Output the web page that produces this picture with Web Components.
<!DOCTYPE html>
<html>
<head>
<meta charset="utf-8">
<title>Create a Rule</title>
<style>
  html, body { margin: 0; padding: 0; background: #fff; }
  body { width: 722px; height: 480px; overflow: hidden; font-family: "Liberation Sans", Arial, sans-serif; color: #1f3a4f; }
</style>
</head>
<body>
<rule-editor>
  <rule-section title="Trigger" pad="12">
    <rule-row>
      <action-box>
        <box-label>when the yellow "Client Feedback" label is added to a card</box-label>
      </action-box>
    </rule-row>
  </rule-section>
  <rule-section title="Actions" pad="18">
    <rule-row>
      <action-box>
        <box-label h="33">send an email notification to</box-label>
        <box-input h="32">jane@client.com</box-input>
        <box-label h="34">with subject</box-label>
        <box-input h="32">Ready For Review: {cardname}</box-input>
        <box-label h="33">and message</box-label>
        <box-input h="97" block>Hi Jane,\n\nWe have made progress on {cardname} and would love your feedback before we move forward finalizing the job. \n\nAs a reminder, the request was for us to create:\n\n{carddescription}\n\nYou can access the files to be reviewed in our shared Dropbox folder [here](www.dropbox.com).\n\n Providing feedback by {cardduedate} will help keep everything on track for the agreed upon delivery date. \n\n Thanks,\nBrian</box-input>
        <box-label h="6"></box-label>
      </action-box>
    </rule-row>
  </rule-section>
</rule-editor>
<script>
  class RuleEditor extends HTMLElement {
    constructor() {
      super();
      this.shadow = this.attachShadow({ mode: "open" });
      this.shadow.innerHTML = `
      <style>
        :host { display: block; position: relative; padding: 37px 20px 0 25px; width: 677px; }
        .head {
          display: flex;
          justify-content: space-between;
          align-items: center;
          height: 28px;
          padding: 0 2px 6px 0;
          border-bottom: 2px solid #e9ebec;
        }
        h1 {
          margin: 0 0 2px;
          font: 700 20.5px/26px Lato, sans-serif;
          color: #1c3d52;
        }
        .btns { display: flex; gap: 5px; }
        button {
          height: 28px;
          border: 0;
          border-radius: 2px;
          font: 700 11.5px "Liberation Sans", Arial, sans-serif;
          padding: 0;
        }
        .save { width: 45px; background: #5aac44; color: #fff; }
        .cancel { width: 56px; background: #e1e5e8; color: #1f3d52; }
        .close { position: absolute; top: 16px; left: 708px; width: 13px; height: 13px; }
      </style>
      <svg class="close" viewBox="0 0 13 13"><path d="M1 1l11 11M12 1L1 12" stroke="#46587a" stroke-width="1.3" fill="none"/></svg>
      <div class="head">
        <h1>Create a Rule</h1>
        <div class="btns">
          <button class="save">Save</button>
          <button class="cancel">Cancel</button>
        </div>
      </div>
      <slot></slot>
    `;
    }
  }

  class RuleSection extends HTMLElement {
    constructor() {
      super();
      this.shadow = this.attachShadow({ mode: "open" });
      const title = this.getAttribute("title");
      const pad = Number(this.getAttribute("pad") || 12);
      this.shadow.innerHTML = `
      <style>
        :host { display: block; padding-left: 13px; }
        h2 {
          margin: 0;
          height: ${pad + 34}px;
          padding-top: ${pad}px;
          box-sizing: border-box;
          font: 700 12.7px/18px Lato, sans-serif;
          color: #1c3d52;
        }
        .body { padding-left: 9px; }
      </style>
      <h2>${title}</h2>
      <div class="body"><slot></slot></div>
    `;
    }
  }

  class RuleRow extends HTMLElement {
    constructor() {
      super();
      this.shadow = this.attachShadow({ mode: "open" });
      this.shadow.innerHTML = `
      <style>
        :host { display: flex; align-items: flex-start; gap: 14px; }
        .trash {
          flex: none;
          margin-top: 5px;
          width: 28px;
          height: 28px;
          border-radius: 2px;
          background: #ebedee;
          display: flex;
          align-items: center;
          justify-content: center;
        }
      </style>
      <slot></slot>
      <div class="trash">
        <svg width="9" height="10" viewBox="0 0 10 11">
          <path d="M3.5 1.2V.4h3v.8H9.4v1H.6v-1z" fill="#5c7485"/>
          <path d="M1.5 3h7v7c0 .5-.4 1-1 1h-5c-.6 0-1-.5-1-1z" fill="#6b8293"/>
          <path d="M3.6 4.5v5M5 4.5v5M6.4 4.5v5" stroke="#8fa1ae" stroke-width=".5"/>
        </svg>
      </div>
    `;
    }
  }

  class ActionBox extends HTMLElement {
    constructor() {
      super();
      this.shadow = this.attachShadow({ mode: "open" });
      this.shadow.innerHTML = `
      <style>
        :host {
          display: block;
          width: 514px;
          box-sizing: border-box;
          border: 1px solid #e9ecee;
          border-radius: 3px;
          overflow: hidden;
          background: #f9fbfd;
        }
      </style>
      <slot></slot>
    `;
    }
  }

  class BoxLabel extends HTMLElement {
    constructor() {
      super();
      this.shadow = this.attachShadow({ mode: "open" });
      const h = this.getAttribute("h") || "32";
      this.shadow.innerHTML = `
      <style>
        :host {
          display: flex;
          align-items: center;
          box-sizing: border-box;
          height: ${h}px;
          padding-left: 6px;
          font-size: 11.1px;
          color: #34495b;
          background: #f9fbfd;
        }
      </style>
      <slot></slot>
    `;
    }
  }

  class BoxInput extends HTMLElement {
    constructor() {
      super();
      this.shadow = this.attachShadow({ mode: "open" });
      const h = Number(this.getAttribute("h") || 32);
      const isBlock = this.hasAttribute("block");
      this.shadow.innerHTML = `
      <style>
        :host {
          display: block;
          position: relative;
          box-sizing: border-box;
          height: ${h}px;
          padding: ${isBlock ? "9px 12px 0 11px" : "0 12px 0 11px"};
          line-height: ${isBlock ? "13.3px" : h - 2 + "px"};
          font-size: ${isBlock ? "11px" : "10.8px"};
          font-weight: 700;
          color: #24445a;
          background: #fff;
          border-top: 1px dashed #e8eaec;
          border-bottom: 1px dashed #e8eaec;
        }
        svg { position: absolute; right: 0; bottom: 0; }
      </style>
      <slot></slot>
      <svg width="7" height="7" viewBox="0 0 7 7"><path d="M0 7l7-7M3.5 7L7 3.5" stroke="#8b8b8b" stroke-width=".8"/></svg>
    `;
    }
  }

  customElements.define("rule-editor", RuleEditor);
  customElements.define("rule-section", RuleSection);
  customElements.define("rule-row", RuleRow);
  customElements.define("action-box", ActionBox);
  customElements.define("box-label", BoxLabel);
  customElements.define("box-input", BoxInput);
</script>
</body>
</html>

==

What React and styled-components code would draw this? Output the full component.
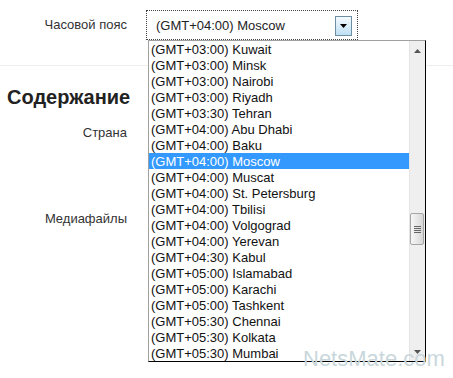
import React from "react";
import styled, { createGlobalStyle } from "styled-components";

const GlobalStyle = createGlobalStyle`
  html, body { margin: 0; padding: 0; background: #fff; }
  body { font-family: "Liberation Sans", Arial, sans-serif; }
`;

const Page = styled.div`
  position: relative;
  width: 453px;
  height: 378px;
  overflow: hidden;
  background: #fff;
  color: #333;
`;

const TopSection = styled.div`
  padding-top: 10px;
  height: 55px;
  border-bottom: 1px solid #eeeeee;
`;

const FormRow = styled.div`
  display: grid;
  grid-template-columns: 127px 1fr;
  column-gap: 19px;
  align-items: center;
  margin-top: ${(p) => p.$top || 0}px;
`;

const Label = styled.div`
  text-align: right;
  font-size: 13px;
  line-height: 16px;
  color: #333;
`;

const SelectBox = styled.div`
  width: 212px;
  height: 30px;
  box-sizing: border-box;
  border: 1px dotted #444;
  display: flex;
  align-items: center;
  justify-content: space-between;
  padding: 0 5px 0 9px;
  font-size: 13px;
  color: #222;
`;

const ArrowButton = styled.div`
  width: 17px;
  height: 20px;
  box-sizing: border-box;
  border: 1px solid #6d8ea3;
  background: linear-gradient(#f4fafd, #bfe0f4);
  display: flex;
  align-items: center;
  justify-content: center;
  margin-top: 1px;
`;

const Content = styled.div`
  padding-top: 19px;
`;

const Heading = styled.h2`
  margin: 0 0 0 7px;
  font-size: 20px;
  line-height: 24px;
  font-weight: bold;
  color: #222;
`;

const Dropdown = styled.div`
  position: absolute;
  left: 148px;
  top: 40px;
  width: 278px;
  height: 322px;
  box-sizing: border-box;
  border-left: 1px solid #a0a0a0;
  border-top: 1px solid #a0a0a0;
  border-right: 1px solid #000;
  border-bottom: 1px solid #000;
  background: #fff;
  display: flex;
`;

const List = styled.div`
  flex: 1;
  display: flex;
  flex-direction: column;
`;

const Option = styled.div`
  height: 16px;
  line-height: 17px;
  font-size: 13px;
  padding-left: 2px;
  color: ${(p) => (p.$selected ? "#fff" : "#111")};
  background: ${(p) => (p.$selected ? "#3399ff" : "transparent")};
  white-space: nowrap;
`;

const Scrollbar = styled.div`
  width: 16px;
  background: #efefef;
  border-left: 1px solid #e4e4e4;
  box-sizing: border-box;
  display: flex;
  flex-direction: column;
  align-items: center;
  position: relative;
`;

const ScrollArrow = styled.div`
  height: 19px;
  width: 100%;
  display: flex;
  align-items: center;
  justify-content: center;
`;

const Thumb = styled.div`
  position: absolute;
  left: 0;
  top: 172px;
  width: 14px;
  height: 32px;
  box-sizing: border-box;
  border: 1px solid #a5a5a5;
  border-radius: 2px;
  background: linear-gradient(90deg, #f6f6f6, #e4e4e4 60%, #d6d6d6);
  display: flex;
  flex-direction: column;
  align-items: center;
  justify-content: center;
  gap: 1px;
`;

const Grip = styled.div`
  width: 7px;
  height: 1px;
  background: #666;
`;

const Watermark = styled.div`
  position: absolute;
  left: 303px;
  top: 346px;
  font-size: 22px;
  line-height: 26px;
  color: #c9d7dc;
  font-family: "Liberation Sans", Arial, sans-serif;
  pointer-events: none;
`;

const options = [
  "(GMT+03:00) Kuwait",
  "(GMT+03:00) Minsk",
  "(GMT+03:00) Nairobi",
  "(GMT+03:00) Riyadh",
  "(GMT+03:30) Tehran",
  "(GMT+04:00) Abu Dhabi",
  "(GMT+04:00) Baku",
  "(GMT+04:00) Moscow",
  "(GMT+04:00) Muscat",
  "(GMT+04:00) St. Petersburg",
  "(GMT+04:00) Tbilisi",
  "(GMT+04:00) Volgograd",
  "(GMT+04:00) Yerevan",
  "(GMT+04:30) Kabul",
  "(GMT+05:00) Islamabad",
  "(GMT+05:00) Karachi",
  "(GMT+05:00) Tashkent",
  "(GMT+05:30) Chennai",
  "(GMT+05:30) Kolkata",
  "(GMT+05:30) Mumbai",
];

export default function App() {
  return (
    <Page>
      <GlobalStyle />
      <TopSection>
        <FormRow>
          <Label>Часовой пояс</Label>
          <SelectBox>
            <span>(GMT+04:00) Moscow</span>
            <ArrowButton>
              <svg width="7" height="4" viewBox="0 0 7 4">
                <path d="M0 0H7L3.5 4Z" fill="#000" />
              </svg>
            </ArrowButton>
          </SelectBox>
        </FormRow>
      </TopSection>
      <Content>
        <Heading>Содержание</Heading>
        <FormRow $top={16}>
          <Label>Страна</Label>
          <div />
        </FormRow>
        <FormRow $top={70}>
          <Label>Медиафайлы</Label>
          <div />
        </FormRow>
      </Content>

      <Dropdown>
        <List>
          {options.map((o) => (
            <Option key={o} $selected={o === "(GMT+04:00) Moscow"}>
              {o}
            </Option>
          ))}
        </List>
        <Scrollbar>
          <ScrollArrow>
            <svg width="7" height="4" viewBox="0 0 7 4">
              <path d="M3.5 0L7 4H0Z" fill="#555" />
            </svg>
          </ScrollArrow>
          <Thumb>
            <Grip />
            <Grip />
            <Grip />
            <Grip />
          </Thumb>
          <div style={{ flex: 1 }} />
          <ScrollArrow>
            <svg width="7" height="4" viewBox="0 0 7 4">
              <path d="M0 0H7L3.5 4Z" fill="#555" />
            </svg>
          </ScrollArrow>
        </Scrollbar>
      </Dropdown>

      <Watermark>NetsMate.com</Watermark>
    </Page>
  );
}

▶ [Instruction] State the number of lines holding the word "with" in the listing. Add nothing else.

▶ [Complete answer] 2